▶ [Task instructions]: Repeat exactly the lines between and including those that contain "Recreate this image" and "kind: 'textarea'; label: string". Output no other line.

▶ [Supplied data]:
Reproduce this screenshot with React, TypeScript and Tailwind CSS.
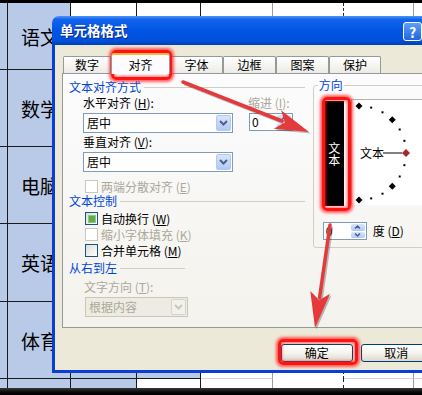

* * *

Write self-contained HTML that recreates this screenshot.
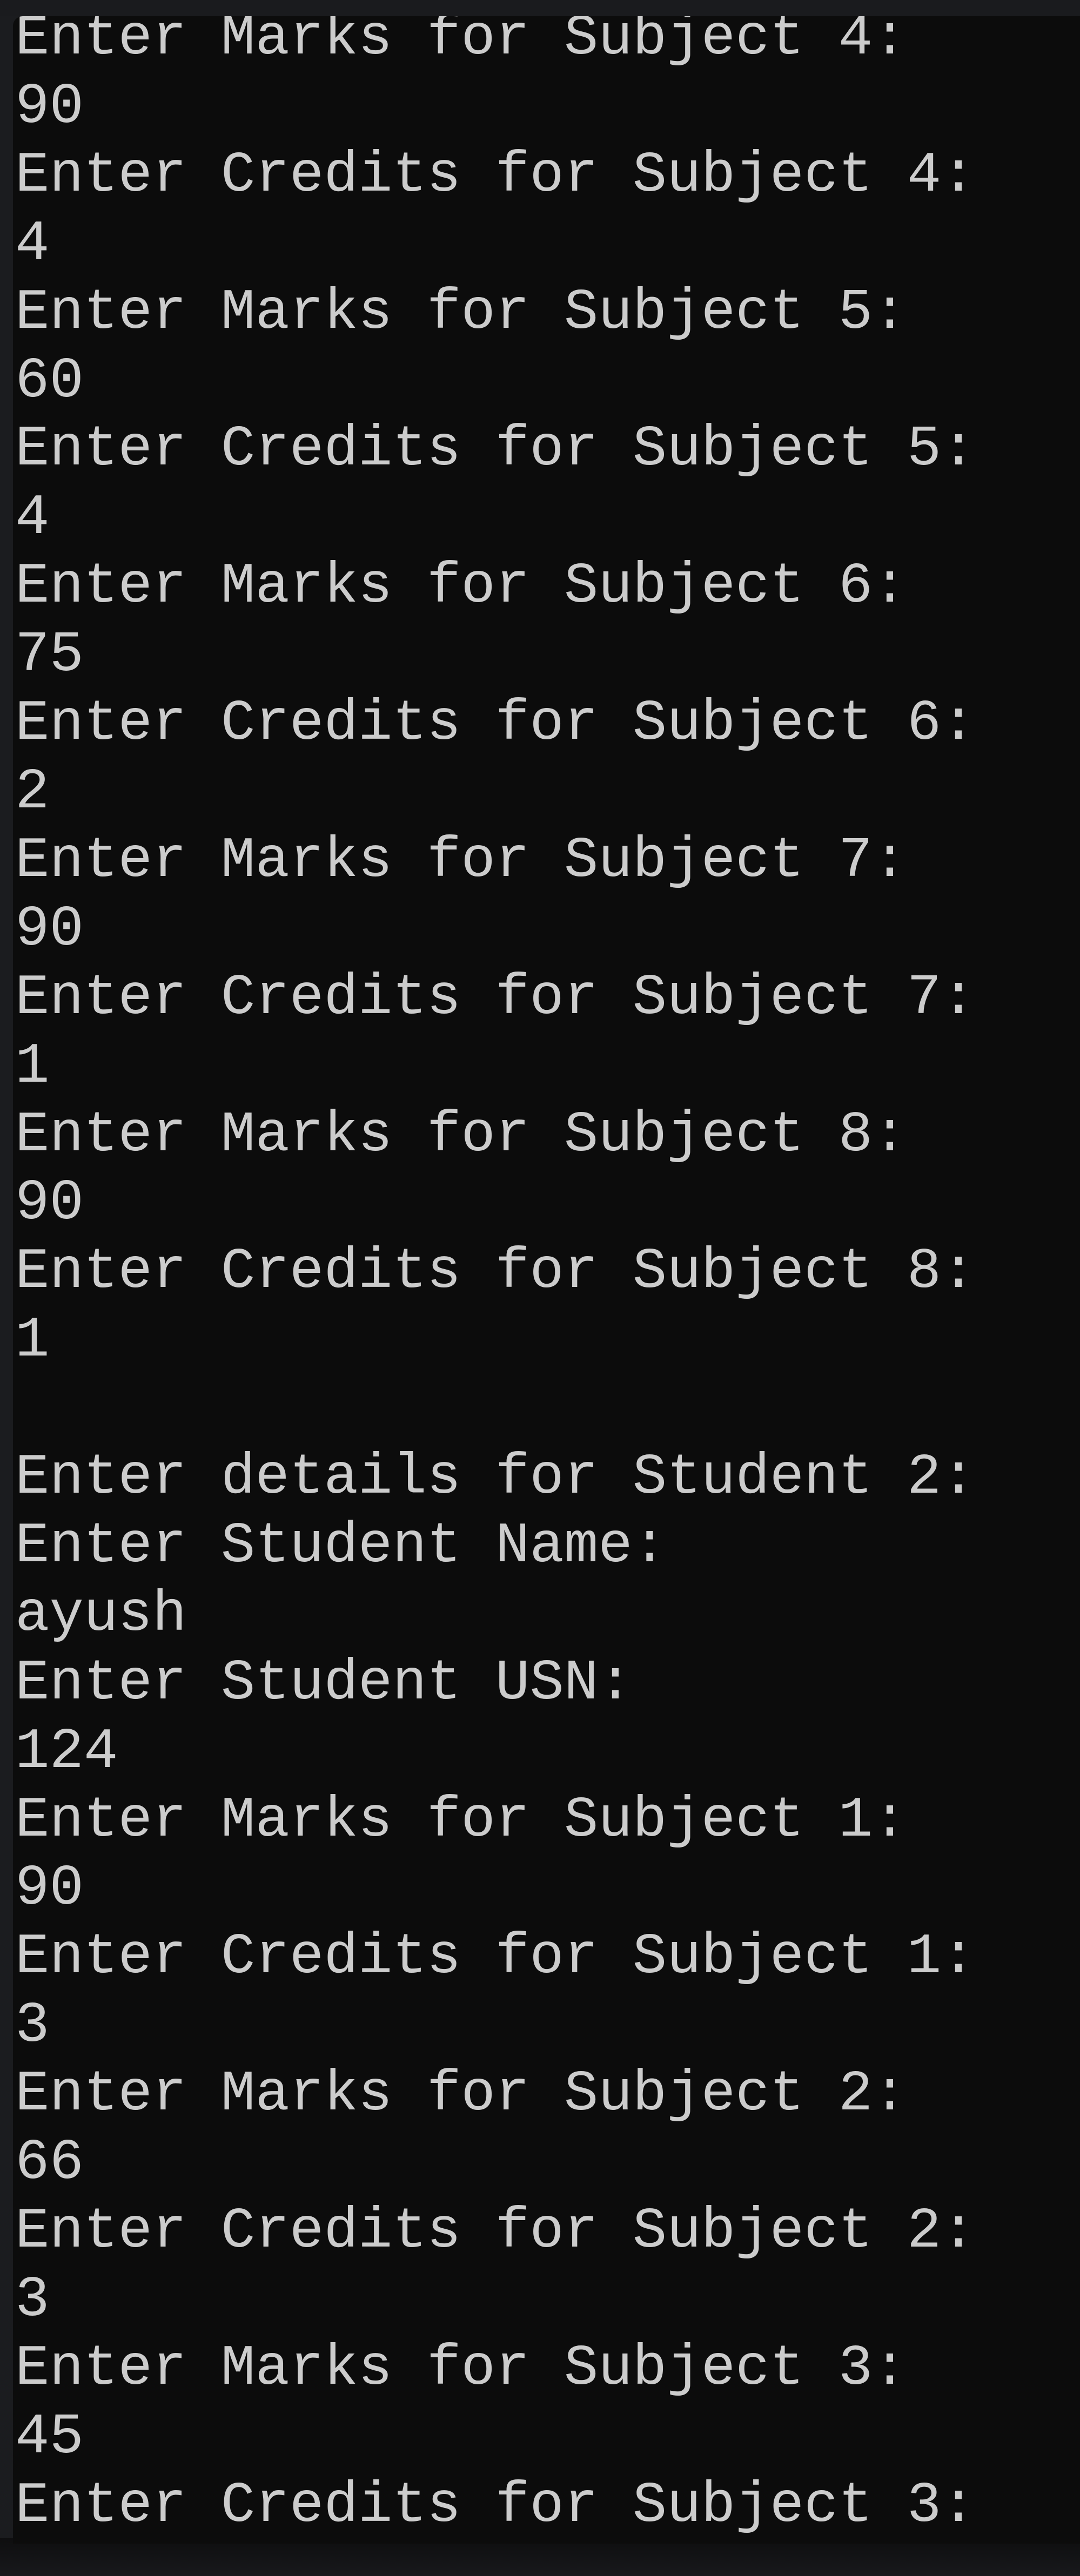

---

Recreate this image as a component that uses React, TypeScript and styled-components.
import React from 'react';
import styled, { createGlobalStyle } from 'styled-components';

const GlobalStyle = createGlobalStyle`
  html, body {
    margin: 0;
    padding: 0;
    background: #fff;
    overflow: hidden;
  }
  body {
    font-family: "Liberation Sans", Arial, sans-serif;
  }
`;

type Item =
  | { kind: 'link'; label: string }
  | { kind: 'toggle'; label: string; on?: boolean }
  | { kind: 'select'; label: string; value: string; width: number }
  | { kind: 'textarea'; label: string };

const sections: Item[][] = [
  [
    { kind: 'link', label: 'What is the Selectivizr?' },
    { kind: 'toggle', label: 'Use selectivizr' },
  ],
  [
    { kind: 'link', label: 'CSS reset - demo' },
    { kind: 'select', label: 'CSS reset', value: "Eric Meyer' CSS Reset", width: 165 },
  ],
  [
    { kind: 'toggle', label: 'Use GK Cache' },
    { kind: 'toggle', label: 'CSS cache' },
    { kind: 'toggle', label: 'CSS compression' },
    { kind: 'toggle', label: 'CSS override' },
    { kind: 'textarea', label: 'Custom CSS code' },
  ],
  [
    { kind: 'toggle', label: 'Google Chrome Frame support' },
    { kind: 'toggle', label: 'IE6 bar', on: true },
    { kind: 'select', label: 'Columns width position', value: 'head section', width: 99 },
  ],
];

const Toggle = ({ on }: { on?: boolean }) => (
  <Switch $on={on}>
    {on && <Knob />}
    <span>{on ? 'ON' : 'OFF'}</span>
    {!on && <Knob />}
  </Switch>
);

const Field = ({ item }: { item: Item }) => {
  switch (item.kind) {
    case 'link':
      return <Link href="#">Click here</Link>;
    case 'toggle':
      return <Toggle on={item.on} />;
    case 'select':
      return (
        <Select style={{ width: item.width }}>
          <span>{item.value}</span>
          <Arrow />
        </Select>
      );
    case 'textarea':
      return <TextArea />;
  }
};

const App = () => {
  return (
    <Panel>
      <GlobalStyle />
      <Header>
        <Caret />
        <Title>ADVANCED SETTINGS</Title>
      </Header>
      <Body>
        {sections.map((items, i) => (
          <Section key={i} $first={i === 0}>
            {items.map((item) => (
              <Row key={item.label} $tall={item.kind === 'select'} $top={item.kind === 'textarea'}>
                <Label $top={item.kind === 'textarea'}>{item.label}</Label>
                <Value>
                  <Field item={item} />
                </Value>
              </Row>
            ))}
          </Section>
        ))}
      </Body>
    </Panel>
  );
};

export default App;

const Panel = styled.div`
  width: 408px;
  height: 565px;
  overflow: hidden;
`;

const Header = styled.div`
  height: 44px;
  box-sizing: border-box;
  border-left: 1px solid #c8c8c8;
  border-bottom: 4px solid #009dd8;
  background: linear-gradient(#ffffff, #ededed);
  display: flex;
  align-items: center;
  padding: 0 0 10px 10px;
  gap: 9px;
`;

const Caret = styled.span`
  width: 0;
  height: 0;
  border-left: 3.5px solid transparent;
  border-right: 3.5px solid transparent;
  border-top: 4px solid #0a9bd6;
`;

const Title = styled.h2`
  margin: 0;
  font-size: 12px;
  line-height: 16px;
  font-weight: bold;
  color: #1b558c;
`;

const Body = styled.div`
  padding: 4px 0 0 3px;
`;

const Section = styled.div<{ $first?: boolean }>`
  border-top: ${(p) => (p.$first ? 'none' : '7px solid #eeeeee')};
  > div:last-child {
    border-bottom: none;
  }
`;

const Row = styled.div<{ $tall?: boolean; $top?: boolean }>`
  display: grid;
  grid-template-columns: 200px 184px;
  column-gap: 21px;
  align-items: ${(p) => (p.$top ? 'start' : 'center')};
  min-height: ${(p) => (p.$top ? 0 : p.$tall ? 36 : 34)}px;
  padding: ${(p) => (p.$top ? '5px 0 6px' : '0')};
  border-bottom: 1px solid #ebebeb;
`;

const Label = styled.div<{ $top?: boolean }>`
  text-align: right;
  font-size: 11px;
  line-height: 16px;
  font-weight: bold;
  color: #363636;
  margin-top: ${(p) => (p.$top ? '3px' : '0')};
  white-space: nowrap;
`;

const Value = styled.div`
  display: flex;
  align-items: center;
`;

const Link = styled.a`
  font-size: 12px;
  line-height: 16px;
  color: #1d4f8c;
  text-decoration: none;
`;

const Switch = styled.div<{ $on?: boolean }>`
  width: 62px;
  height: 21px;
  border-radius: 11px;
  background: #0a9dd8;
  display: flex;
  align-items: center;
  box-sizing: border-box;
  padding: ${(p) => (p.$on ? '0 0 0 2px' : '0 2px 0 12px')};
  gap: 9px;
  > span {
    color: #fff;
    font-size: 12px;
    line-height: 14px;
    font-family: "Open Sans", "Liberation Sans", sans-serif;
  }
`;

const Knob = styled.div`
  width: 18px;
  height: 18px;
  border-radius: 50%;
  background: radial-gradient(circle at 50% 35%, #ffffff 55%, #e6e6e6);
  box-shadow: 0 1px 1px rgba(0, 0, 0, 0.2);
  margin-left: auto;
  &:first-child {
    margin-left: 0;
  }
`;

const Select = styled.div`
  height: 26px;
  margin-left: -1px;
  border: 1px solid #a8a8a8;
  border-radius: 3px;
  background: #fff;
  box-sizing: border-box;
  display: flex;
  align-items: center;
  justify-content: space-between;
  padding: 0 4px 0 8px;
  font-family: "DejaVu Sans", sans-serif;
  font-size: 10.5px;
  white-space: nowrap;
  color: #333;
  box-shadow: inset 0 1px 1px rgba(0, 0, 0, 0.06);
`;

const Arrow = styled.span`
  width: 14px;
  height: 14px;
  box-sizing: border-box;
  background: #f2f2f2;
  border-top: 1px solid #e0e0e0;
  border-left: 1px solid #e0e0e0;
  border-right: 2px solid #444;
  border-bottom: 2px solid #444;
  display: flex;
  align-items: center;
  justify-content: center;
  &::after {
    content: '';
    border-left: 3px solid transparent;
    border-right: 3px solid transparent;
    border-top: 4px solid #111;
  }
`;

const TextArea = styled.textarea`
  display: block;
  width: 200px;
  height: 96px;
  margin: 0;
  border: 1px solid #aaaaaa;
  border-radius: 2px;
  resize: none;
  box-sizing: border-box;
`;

▶ [Output below]:
Recreate this image as a component that uses React, TypeScript and styled-components.
import React from 'react';
import styled, { createGlobalStyle } from 'styled-components';

const GlobalStyle = createGlobalStyle`
  html, body {
    margin: 0;
    padding: 0;
    background: #fff;
    overflow: hidden;
  }
  body {
    font-family: "Liberation Sans", Arial, sans-serif;
  }
`;

type Item =
  | { kind: 'link'; label: string }
  | { kind: 'toggle'; label: string; on?: boolean }
  | { kind: 'select'; label: string; value: string; width: number }
  | { kind: 'textarea'; label: string };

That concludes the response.